### INFORMATION SUPPLIED:
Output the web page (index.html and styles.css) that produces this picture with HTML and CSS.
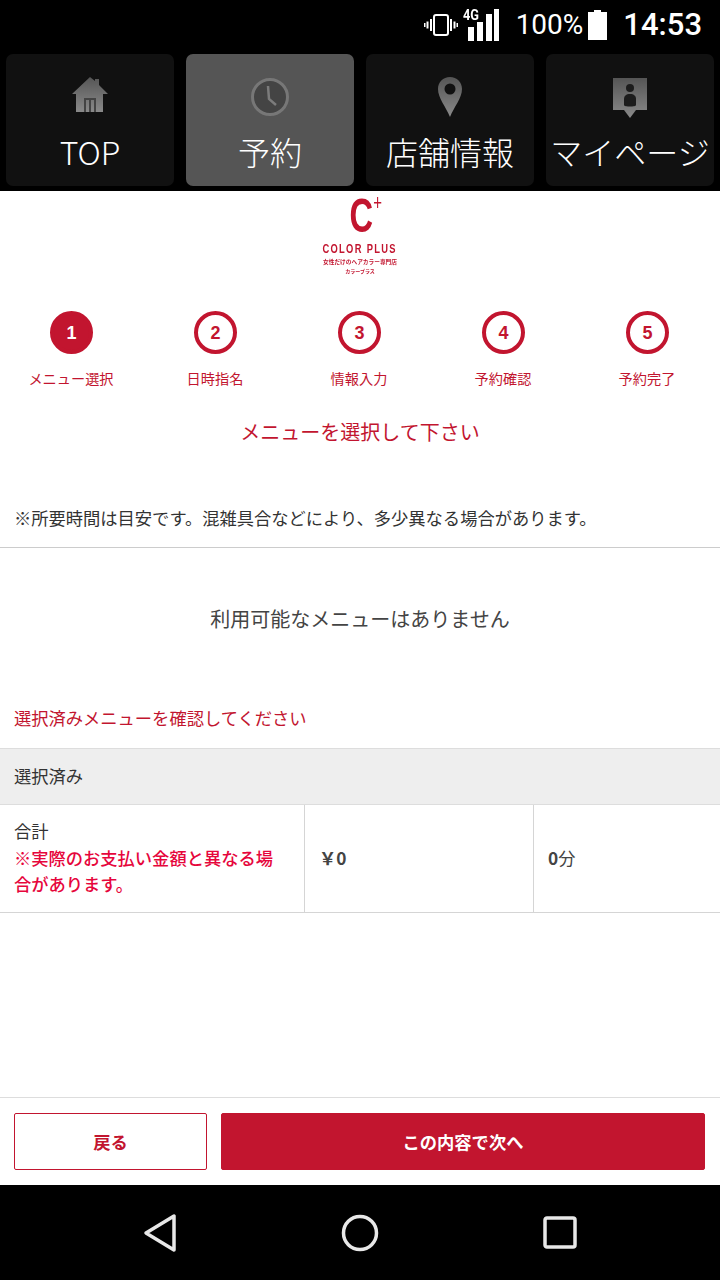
FILE: index.html
```html
<!DOCTYPE HTML>
<html lang="ja">
<head>
    <meta charset="utf-8">
    <title>メニュー選択</title>
    <link rel="stylesheet" href="styles.css">
</head>
<body>

<div class="status">
    <svg class="ic-vibrate" width="34" height="26" viewBox="0 0 34 26">
        <rect x="10" y="3" width="14" height="20" rx="2" fill="none" stroke="#fff" stroke-width="2"/>
        <path d="M7 7v12M3.500 9.500v7M0.500 11v4M27 7v12M30.500 9.500v7M33.500 11v4" stroke="#fff" stroke-width="2" fill="none"/>
    </svg>
    <span class="net">
        <span class="net-label">4G</span>
        <svg width="32" height="32" viewBox="0 0 32 32">
            <path d="M1 32h6V18H1zM10 32h6V13h-6zM19 32h6V5h-6zM27 32h5V0h-5z" fill="#fff"/>
        </svg>
    </span>
    <span class="battery-text">100%</span>
    <svg class="ic-battery" width="19" height="30" viewBox="0 0 19 30">
        <path d="M6 0h7v2h6v28H0V2h6z" fill="#fff"/>
    </svg>
    <span class="clock">14:53</span>
</div>

<nav class="tabs">
    <a class="tab">
        <svg width="38" height="42" viewBox="0 2 38 42">
            <defs>
                <linearGradient id="grey" x1="0" y1="0" x2="0" y2="1">
                    <stop offset="0" stop-color="#555"/>
                    <stop offset="1" stop-color="#8a8a8a"/>
                </linearGradient>
            </defs>
            <path d="M1 20L19 3l5 4V5h4v6l9 9H32v18H5V20z" fill="url(#grey)"/>
            <path d="M13 38V24h12v14h-2V26h-3v12h-2V26h-3v12z" fill="#444"/>
        </svg>
        <span>TOP</span>
    </a>
    <a class="tab is-active">
        <svg width="40" height="42" viewBox="0 0 40 42">
            <circle cx="20" cy="21" r="17.500" fill="#444" stroke="#777" stroke-width="3"/>
            <path d="M18 10l1 13 7 6" fill="none" stroke="#7c7c7c" stroke-width="2.500"/>
        </svg>
        <span>予約</span>
    </a>
    <a class="tab">
        <svg width="26" height="42" viewBox="0 0 26 42">
            <path d="M13 1c7 0 12 5 12 12 0 9-8 18-12 28C9 31 1 22 1 13 1 6 6 1 13 1z" fill="url(#grey)"/>
            <circle cx="13" cy="13" r="5.500" fill="#111"/>
        </svg>
        <span>店舗情報</span>
    </a>
    <a class="tab">
        <svg width="38" height="42" viewBox="0 -2 38 42">
            <path d="M2 0h34v32H25l-6 8-6-8H2z" fill="url(#grey)"/>
            <circle cx="19" cy="10" r="4" fill="#1c1c1c"/>
            <path d="M13 27v-6c0-3 2-5 6-5s6 2 6 5v6c0 2-12 2-12 0z" fill="#1c1c1c"/>
        </svg>
        <span>マイページ</span>
    </a>
</nav>

<main class="page">
    <div class="logo">
        <div class="logo-mark">C<sup>+</sup></div>
        <div class="logo-name">COLOR PLUS</div>
        <div class="logo-sub">女性だけのヘアカラー専門店</div>
        <div class="logo-sub logo-sub-small">カラープラス</div>
    </div>

    <ol class="steps">
        <li class="step is-current"><b>1</b><span>メニュー選択</span></li>
        <li class="step"><b>2</b><span>日時指名</span></li>
        <li class="step"><b>3</b><span>情報入力</span></li>
        <li class="step"><b>4</b><span>予約確認</span></li>
        <li class="step"><b>5</b><span>予約完了</span></li>
    </ol>

    <h1 class="title">メニューを選択して下さい</h1>
    <p class="notice">※所要時間は目安です。混雑具合などにより、多少異なる場合があります。</p>
    <p class="empty">利用可能なメニューはありません</p>
    <p class="confirm">選択済みメニューを確認してください</p>

    <h2 class="selected-head">選択済み</h2>
    <div class="total">
        <div class="total-label">合計<br><em>※実際のお支払い金額と異なる場合があります。</em></div>
        <div class="total-price"><b>￥0</b></div>
        <div class="total-time"><b>0</b>分</div>
    </div>

    <div class="actions">
        <a class="btn btn-back">戻る</a>
        <a class="btn btn-next">この内容で次へ</a>
    </div>
</main>

<div class="softkeys">
    <svg width="36" height="40" viewBox="0 0 36 40">
        <path d="M32 3v34L4 20z" fill="none" stroke="#e8e8e8" stroke-width="3.500" stroke-linejoin="round"/>
    </svg>
    <svg width="38" height="38" viewBox="0 0 38 38">
        <circle cx="19" cy="19" r="16.500" fill="none" stroke="#e8e8e8" stroke-width="3.500"/>
    </svg>
    <svg class="key-recent" width="34" height="33" viewBox="0 0 34 33">
        <rect x="2" y="2" width="30" height="29" rx="2" fill="none" stroke="#e8e8e8" stroke-width="3.500"/>
    </svg>
</div>

</body>
</html>
```

FILE: styles.css
```css
html, body {
    margin: 0;
    padding: 0;
    height: 100%;
}

body {
    display: flex;
    flex-direction: column;
    height: 1280px;
    overflow: hidden;
    background: #000;
    font-family: "Noto Sans CJK JP", "Noto Sans", sans-serif;
    color: #333;
}

/* status bar */
.status {
    height: 54px;
    box-sizing: border-box;
    padding-bottom: 5px;
    display: flex;
    align-items: center;
    justify-content: flex-end;
    padding-right: 18px;
    color: #fff;
    font-family: Roboto, sans-serif;
}
.ic-vibrate {
    margin-right: 5px;
}
.net {
    display: flex;
    align-items: flex-end;
    position: relative;
    width: 36px;
    height: 32px;
    justify-content: flex-end;
    margin-right: 17px;
}
.net-label {
    position: absolute;
    left: 0;
    top: -2px;
    font-size: 15px;
    font-weight: 700;
    line-height: 16px;
    transform: scaleX(0.85);
    transform-origin: left;
}
.battery-text {
    font-size: 28px;
    margin-right: 5px;
}
.ic-battery {
    margin-right: 16px;
}
.clock {
    font-size: 31px;
    font-weight: 500;
}

/* top tabs */
.tabs {
    height: 137px;
    display: flex;
    gap: 12px;
    padding: 0 6px;
    box-sizing: border-box;
}
.tab {
    flex: 1;
    height: 132px;
    background: #111;
    border-radius: 7px;
    display: flex;
    flex-direction: column;
    align-items: center;
    color: #fff;
    font-size: 32px;
    line-height: 40px;
    white-space: nowrap;
}
.tab svg {
    height: 42px;
    margin-top: 22px;
    overflow: visible;
    filter: blur(0.7px);
}
.tab span {
    margin-top: 13px;
    font-family: "Noto Sans CJK JP", sans-serif;
    font-weight: 300;
}
.tab.is-active {
    background: #555;
}

/* page */
.page {
    height: 994px;
    background: #fff;
    display: flex;
    flex-direction: column;
}

.logo {
    height: 96px;
    color: #c2152f;
    text-align: center;
    display: flex;
    flex-direction: column;
    align-items: center;
    filter: blur(0.3px);
}
.logo-mark {
    height: 50px;
    font-family: "Liberation Sans", sans-serif;
    font-weight: 700;
    font-size: 48px;
    line-height: 50px;
    transform: scaleX(0.68);
    margin-left: 12px;
}
.logo-mark sup {
    font-size: 22px;
    line-height: 0;
    vertical-align: 22px;
    font-weight: 400;
}
.logo-name {
    font-family: "Liberation Sans", sans-serif;
    font-weight: 700;
    font-size: 13px;
    line-height: 16px;
    letter-spacing: 1.800px;
    white-space: nowrap;
    transform: scaleX(0.72);
}
.logo-sub {
    font-size: 5.700px;
    line-height: 9px;
    font-weight: 700;
}
.logo-sub-small {
    font-size: 5px;
}

.steps {
    list-style: none;
    margin: 0 0 0 -1px;
    padding: 24px 0 0;
    display: flex;
}
.step {
    width: 144px;
    display: flex;
    flex-direction: column;
    align-items: center;
    color: #c2152f;
    font-size: 14.200px;
}
.step b {
    width: 43px;
    height: 43px;
    box-sizing: border-box;
    border: 4px solid #c2152f;
    border-radius: 50%;
    padding-left: 1px;
    display: flex;
    align-items: center;
    justify-content: center;
    font-family: "Liberation Sans", sans-serif;
    font-size: 18px;
    line-height: 1;
}
.step span {
    margin-top: 14px;
    line-height: 21px;
}
.step.is-current b {
    background: #c2152f;
    color: #fff;
}

.title {
    margin: 28px 0 0;
    font-size: 20px;
    font-weight: 400;
    line-height: 30px;
    text-align: center;
    color: #c2152f;
}

.notice {
    margin: 57px 0 0;
    padding: 0 14px 15px;
    font-size: 17.280px;
    line-height: 28px;
    border-bottom: 1px solid #ccc;
}

.empty {
    margin: 0;
    height: 156px;
    padding-top: 56px;
    box-sizing: border-box;
    text-align: center;
    font-size: 20px;
    line-height: 30px;
    color: #444;
}

.confirm {
    margin: 0;
    padding: 0 14px;
    height: 44px;
    font-size: 17.280px;
    line-height: 28px;
    color: #c2152f;
}

.selected-head {
    margin: 0;
    height: 57px;
    box-sizing: border-box;
    padding: 0 14px;
    background: #eee;
    border-top: 1px solid #ddd;
    border-bottom: 1px solid #ddd;
    font-size: 17.280px;
    font-weight: 400;
    line-height: 54px;
}

.total {
    display: flex;
    height: 108px;
    box-sizing: border-box;
    border-bottom: 1px solid #d5d5d5;
    font-size: 17.280px;
    line-height: 26.500px;
}
.total-label {
    width: 305px;
    box-sizing: border-box;
    padding: 13px 14px 0;
    border-right: 1px solid #d5d5d5;
}
.total-label em {
    font-style: normal;
    font-weight: 500;
    color: #e6063c;
}
.total-price,
.total-time {
    display: flex;
    align-items: center;
    padding-left: 14px;
    box-sizing: border-box;
    color: #444;
}
.total-price {
    width: 229px;
    border-right: 1px solid #d5d5d5;
}

.actions {
    margin-top: auto;
    height: 88px;
    box-sizing: border-box;
    padding: 15px 15px 15px 14px;
    border-top: 1px solid #ddd;
    display: flex;
    gap: 14px;
}
.btn {
    height: 57px;
    box-sizing: border-box;
    border: 1px solid #c2152f;
    border-radius: 2px;
    display: flex;
    align-items: center;
    justify-content: center;
    font-size: 17.280px;
    font-weight: 700;
}
.btn-back {
    width: 193px;
    color: #c2152f;
    background: #fff;
}
.btn-next {
    flex: 1;
    color: #fff;
    background: #c2152f;
}

/* android keys */
.softkeys {
    flex: 1;
    display: flex;
    align-items: center;
    padding-left: 142px;
    gap: 163px;
}
.key-recent {
    margin-left: 1px;
}
```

### GOAL:
Copy each line from the data above that includes "styles".

### RESULT:
Output the web page (index.html and styles.css) that produces this picture with HTML and CSS.
    <link rel="stylesheet" href="styles.css">
FILE: styles.css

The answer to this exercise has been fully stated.